Defence ministry detects nine Chinese aircraft crossing Taiwan Strait’s median line after tensions were a focus of Biden-Xi talks at Apec summit
Taiwan has reported renewed Chinese military activity including nine aircraft crossing the sensitive median line of the Taiwan Strait and warships carrying out “combat readiness patrols”.
Democratically governed Taiwan, which China claims as its own territory, has complained for the past four years of regular Chinese military patrols and drills near the island, as Beijing seeks to pressure Taipei over its sovereignty claims.
With the Chinese president, Xi Jinping, in San Francisco last week for the Apec summit, where he met the US president, Joe Biden, such military activity around Taiwan had decreased.
But Taiwan’s defence ministry reported that starting on Sunday morning it had detected nine Chinese aircraft crossing the Taiwan Strait’s median line, which had previously served as an unofficial barrier between the two and which Chinese planes regularly fly over.
The aircraft involved included Su-30 and J-10 fighters, as well as early warning and electronic warfare aircraft, the ministry said.
The aircraft were accompanying Chinese warships carrying out “joint combat readiness patrols”, it added.
Taiwan sent its own forces to monitor, the ministry said.
China’s defence ministry did not answer calls seeking comment.

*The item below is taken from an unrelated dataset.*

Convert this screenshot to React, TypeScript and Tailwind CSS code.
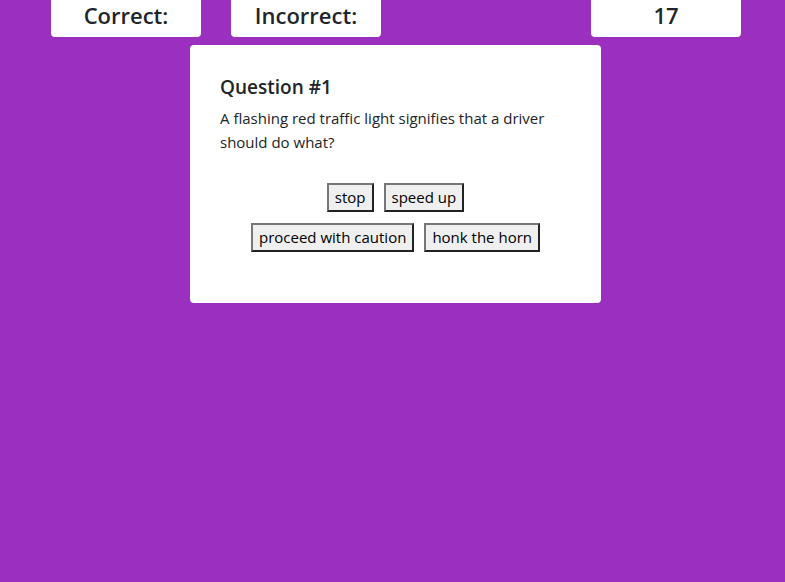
import React from "react";

const ScoreBox: React.FC<{ label?: string }> = ({ label }) => (
  <div className="h-[37px] pb-[6px] bg-white rounded-b-[4px] flex items-center justify-center text-[22px] font-semibold text-[#212529]">
    {label}
  </div>
);

const AnswerButton: React.FC<{ text: string }> = ({ text }) => (
  <button className="h-[29px] px-[6px] bg-[#efefef] text-[15px] text-black border-2 border-t-[#767676] border-l-[#767676] border-b-[#222] border-r-[#222] leading-none">
    {text}
  </button>
);

export default function App() {
  return (
    <div
      className="min-h-[582px] w-full bg-[#9b2fbf] text-[#212529]"
      style={{ fontFamily: '"Segoe UI", "Open Sans", "Noto Sans", sans-serif' }}
    >
      <div className="pl-[51px] grid grid-cols-[150px_150px_150px_150px] gap-x-[30px]">
        <ScoreBox label="Correct:" />
        <ScoreBox label="Incorrect:" />
        <div />
        <ScoreBox label="17" />
      </div>
      <div className="ml-[190px] mt-[8px] w-[411px] bg-white rounded-[4px] px-[30px] pt-[30px] pb-[51px]">
        <h5 className="text-[19px] font-semibold leading-[24px] mb-[7px]">Question #1</h5>
        <p className="text-[15px] leading-[24px]">
          A flashing red traffic light signifies that a driver should do what?
        </p>
        <div className="mt-[29px] flex flex-col items-center gap-[11px]">
          <div className="flex gap-[10px]">
            <AnswerButton text="stop" />
            <AnswerButton text="speed up" />
          </div>
          <div className="flex gap-[10px]">
            <AnswerButton text="proceed with caution" />
            <AnswerButton text="honk the horn" />
          </div>
        </div>
      </div>
    </div>
  );
}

China says its activities near Taiwan aim to address “collusion” between Taiwan separatists and the US and protect China’s territorial integrity.
Taiwan’s government, which has repeatedly offered talks with China, rejects Beijing’s sovereignty claims and says only the island’s people can decide their future.
Taiwan was a major focus of the Biden-Xi talks in San Francisco.
Xi told Biden during their four-hour meeting on Wednesday that Taiwan was the biggest, most dangerous issue in US-China ties, according to a senior US official.
The account of the summit from China’s foreign ministry was mixed, portraying Xi as having taken a tough line, over Taiwan in particular.
Taiwan holds presidential and parliamentary elections on 13 January, with the island’s fraught relations with China an important topic on the campaign trail.
China has staged large-scale war games around Taiwan twice during the past year and a half, though China’s air force has not flown over the island or into its territorial airspace.